§ WHAT THE TASK REQUIRES:
From the first line of the listing below, retype each line up to and including the one with "const folder = (level, name, open"; pictures stay out.

§ GIVEN INFORMATION:
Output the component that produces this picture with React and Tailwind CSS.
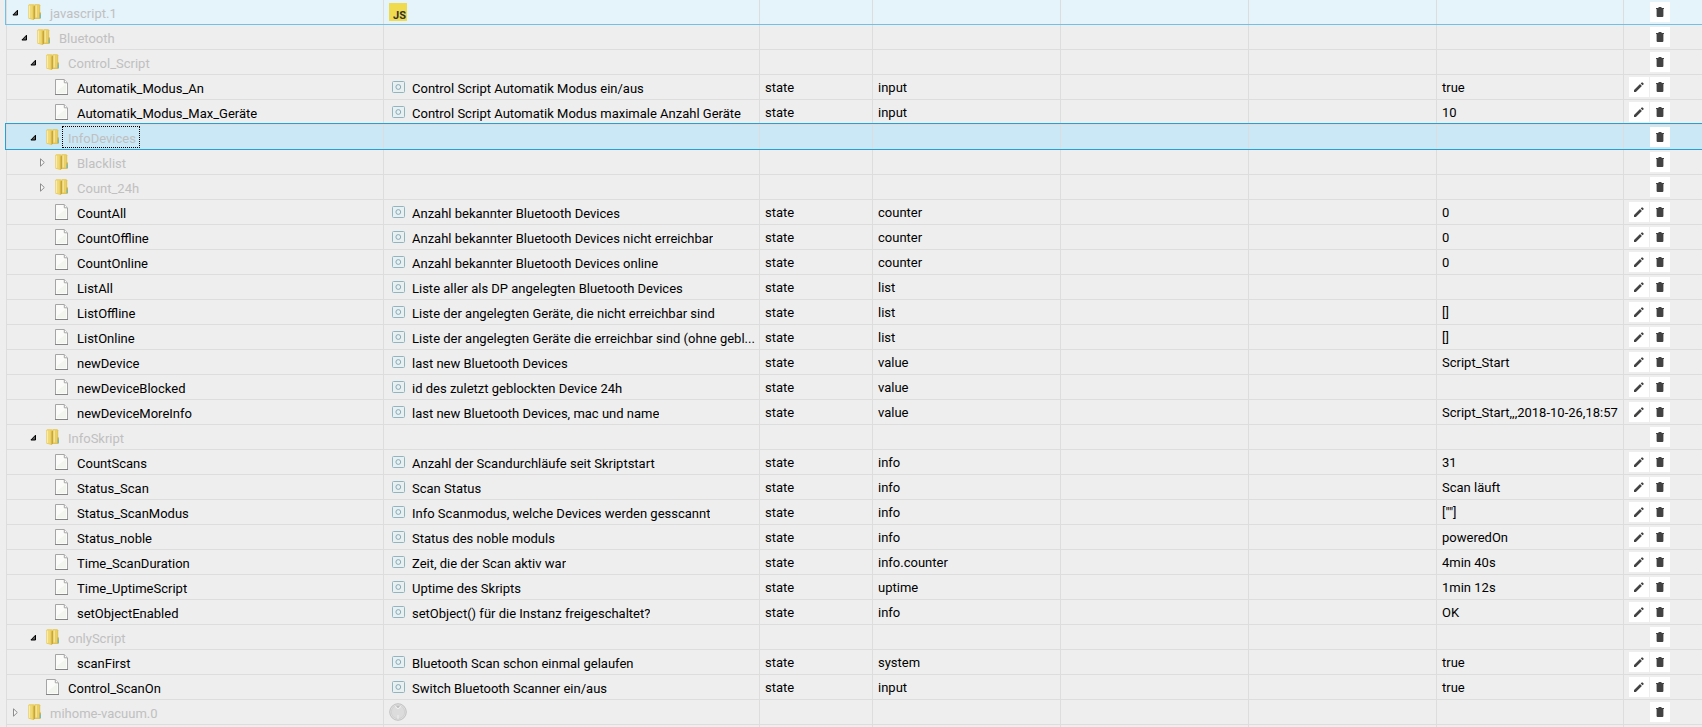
const LINE = 'border-[#dddddd]'

const indents = ['pl-[5px]', 'pl-[14px]', 'pl-[23px]', 'pl-[32px]']

const stateRow = (level, name, desc, role, value = '') => ({ level, name, desc, role, value })
const folder = (level, name, open = true, extra = {}) => ({ level, name, folder: true, open, ...extra })

const rows = [
  folder(0, 'javascript.1', true, { adapter: 'js', hover: true }),
  folder(1, 'Bluetooth'),
  folder(2, 'Control_Script'),
  stateRow(3, 'Automatik_Modus_An', 'Control Script Automatik Modus ein/aus', 'input', 'true'),
  stateRow(3, 'Automatik_Modus_Max_Geräte', 'Control Script Automatik Modus maximale Anzahl Geräte', 'input', '10'),
  folder(2, 'InfoDevices', true, { selected: true }),
  folder(3, 'Blacklist', false),
  folder(3, 'Count_24h', false),
  stateRow(3, 'CountAll', 'Anzahl bekannter Bluetooth Devices', 'counter', '0'),
  stateRow(3, 'CountOffline', 'Anzahl bekannter Bluetooth Devices nicht erreichbar', 'counter', '0'),
  stateRow(3, 'CountOnline', 'Anzahl bekannter Bluetooth Devices online', 'counter', '0'),
  stateRow(3, 'ListAll', 'Liste aller als DP angelegten Bluetooth Devices', 'list'),
  stateRow(3, 'ListOffline', 'Liste der angelegten Geräte, die nicht erreichbar sind', 'list', '[]'),
  stateRow(3, 'ListOnline', 'Liste der angelegten Geräte die erreichbar sind (ohne gebl...', 'list', '[]'),
  stateRow(3, 'newDevice', 'last new Bluetooth Devices', 'value', 'Script_Start'),
  stateRow(3, 'newDeviceBlocked', 'id des zuletzt geblockten Device 24h', 'value'),
  stateRow(3, 'newDeviceMoreInfo', 'last new Bluetooth Devices, mac und name', 'value', 'Script_Start,,,2018-10-26,18:57'),
  folder(2, 'InfoSkript'),
  stateRow(3, 'CountScans', 'Anzahl der Scandurchläufe seit Skriptstart', 'info', '31'),
  stateRow(3, 'Status_Scan', 'Scan Status', 'info', 'Scan läuft'),
  stateRow(3, 'Status_ScanModus', 'Info Scanmodus, welche Devices werden gesscannt', 'info', '[""]'),
  stateRow(3, 'Status_noble', 'Status des noble moduls', 'info', 'poweredOn'),
  stateRow(3, 'Time_ScanDuration', 'Zeit, die der Scan aktiv war', 'info.counter', '4min 40s'),
  stateRow(3, 'Time_UptimeScript', 'Uptime des Skripts', 'uptime', '1min 12s'),
  stateRow(3, 'setObjectEnabled', 'setObject() für die Instanz freigeschaltet?', 'info', 'OK'),
  folder(2, 'onlyScript'),
  stateRow(3, 'scanFirst', 'Bluetooth Scan schon einmal gelaufen', 'system', 'true'),
  stateRow(2, 'Control_ScanOn', 'Switch Bluetooth Scanner ein/aus', 'input', 'true'),
  folder(0, 'mihome-vacuum.0', false, { adapter: 'vacuum' }),
]

function Expander({ open }) {
  return (
    <svg width="8" height="10" viewBox="0 0 8 10">
      {open ? (
        <path d="M5.5 3.2v4.8H.9z" fill="#595959" stroke="#000" />
      ) : (
        <path d="M1.5 1.8v7.4L5.3 5.5z" fill="#f8f8f8" stroke="#8c8c8c" />
      )}
    </svg>
  )
}

function FolderIcon() {
  return (
    <svg width="13" height="16" viewBox="0 0 13 16" className="shrink-0">
      <path d="M6 1 7 .3h4.4l.8.9v13l-1 .8H6z" fill="#e2c452" />
      <path d="M7.4 1.2h1.8v12.4H7.4z" fill="#f5e392" />
      <path d="M9.2 1.2h2v12.4h-2z" fill="#ead06a" />
      <path d="M11.2 8.6H13v5.6l-.8.6h-1z" fill="#d3b34a" />
      <path d="M11.8 10.6h1V14h-1z" fill="#55c1e0" />
      <path d="M.3 1.2 1.2.3h4.4l1.2 1.3v13L5.4 16 .3 14.4z" fill="#e8cb58" />
      <path d="M.9 1.4h1.6v12.9L.9 13.7z" fill="#f9ecaa" />
      <path d="M2.5 1.2h2v13.5l-2-.5z" fill="#efd876" />
      <path d="M5.6 2.4 6.8 1.8v12.8L5.6 15.9z" fill="#bf9c35" />
    </svg>
  )
}

function FileIcon() {
  return (
    <svg width="13" height="16" viewBox="0 0 13 16" className="shrink-0">
      <path d="M.5.5h8.6l3.4 3.4v11.6H.5z" fill="#fbfcf9" stroke="#a5a5a5" />
      <path d="M2 12 11 5v9H2z" fill="#f2f5ed" />
      <path d="M9.3.8v3h3" fill="#fff" stroke="#a5a5a5" />
      <path d="M0 15.5h13" stroke="#858585" />
    </svg>
  )
}

function StateIcon() {
  return (
    <svg width="13" height="12" viewBox="0 0 13 12" className="shrink-0">
      <rect x=".5" y=".5" width="12" height="11" rx="1" fill="#e9f0f2" stroke="#93b4bf" />
      <circle cx="6.3" cy="6" r="2.4" fill="none" stroke="#86abb7" />
    </svg>
  )
}

function AdapterIcon({ kind }) {
  if (kind === 'js') {
    return (
      <span className="flex size-[18px] items-end justify-end bg-[#f0db4f] pr-px text-[11px] leading-[10px] font-bold text-[#323330]">
        JS
      </span>
    )
  }
  return (
    <svg width="18" height="18" viewBox="0 0 18 18">
      <circle cx="9" cy="9" r="8.3" fill="#dfdfdf" stroke="#c2c2c2" />
      <circle cx="9" cy="9" r="6.7" fill="#dcdcdc" stroke="#d2d2d2" />
      <path d="M5.8 3.2 9 6l3.2-2.8" fill="none" stroke="#f3f3f3" />
      <path d="M7.3 3.2h3.4L9 5z" fill="#b4b4b4" />
      <path d="M9 12v4" stroke="#f0f0f0" />
    </svg>
  )
}

function PencilIcon() {
  return (
    <svg width="10" height="10" viewBox="0 0 10 10" fill="#424242">
      <path d="M0 10V8.1L6 2.1 7.9 4l-6 6zM6.7 1.4 7.7.4q.4-.4.8 0l1.1 1.1q.4.4 0 .8l-1 1z" />
    </svg>
  )
}

function TrashIcon() {
  return (
    <svg width="8" height="10" viewBox="0 0 8 10" fill="#424242">
      <path d="M0 .9h2.2L2.8 0h2.4l.6.9H8V2H0zM.6 2h6.8v7q0 1-1 1H1.6q-1 0-1-1z" />
    </svg>
  )
}

function IconButton({ label, children }) {
  return (
    <button type="button" aria-label={label} className="flex size-5 items-center justify-center bg-white">
      {children}
    </button>
  )
}

function Cell({ children }) {
  return <td className={`h-[25px] truncate border-b border-l ${LINE} pt-0.5 pl-[5px]`}>{children}</td>
}

function Row({ row }) {
  return (
    <tr className={`relative ${row.hover ? 'bg-[#e5f3fb]' : ''} ${row.selected ? 'bg-[#cbe8f6]' : ''}`}>
      <td className={`h-[25px] border-b border-l ${LINE} ${indents[row.level]}`}>
        {/* frame over the whole row */}
        {row.hover && (
          <span className="pointer-events-none absolute inset-y-0 right-0 -left-px border-b border-l border-[#70c0e7]" />
        )}
        {row.selected && (
          <span className="pointer-events-none absolute -top-0.5 right-0 bottom-0 -left-px border-y border-l border-[#26a0da]" />
        )}
        <div className="flex h-6 items-center">
          <span className="flex w-4 shrink-0">
            {row.folder && (
              <button type="button" aria-label={row.name}>
                <Expander open={row.open} />
              </button>
            )}
          </span>
          {row.folder ? <FolderIcon /> : <FileIcon />}
          <span
            className={`ml-[3px] h-[22px] truncate border border-dotted pr-[3px] pl-[5px] leading-6 ${
              row.selected ? 'border-black' : 'border-transparent'
            } ${row.folder ? 'text-[#c0c0c0]' : 'text-black'}`}
          >
            {row.name}
          </span>
        </div>
      </td>
      <td className={`h-[25px] border-b border-l ${LINE} pl-[5px]`}>
        {row.adapter && <AdapterIcon kind={row.adapter} />}
        {row.desc && (
          <div className="flex h-6 items-center gap-[7px] pl-[3px]">
            <StateIcon />
            <span className="truncate pt-1">{row.desc}</span>
          </div>
        )}
      </td>
      <Cell>{row.desc && 'state'}</Cell>
      <Cell>{row.role}</Cell>
      <Cell />
      <Cell />
      <Cell>{row.value}</Cell>
      <td className={`h-[25px] border-b border-l ${LINE} pr-8`}>
        <div className="flex justify-end gap-px">
          {!row.folder && (
            <IconButton label="edit">
              <PencilIcon />
            </IconButton>
          )}
          <IconButton label="delete">
            <TrashIcon />
          </IconButton>
        </div>
      </td>
    </tr>
  )
}

export default function App() {
  return (
    <div className="overflow-hidden bg-[#eeeeee] pl-1.5 font-[Roboto,'Open_Sans',sans-serif] text-[13px] leading-5 text-black">
      <table className="w-full table-fixed border-separate border-spacing-0">
        <colgroup>
          <col className="w-[377px]" />
          <col />
          <col className="w-[113px]" />
          <col className="w-[188px]" />
          <col className="w-[188px]" />
          <col className="w-[188px]" />
          <col className="w-[187px]" />
          <col className="w-[79px]" />
        </colgroup>
        <tbody>
          {rows.map((row) => (
            <Row key={row.name} row={row} />
          ))}
          <tr>
            {[0, 1, 2, 3, 4, 5, 6, 7].map((i) => (
              <td key={i} className={`h-0.5 border-l ${LINE}`} />
            ))}
          </tr>
        </tbody>
      </table>
    </div>
  )
}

§ EXPECTED OUTPUT:
Output the component that produces this picture with React and Tailwind CSS.
const LINE = 'border-[#dddddd]'

const indents = ['pl-[5px]', 'pl-[14px]', 'pl-[23px]', 'pl-[32px]']

const stateRow = (level, name, desc, role, value = '') => ({ level, name, desc, role, value })
const folder = (level, name, open = true, extra = {}) => ({ level, name, folder: true, open, ...extra })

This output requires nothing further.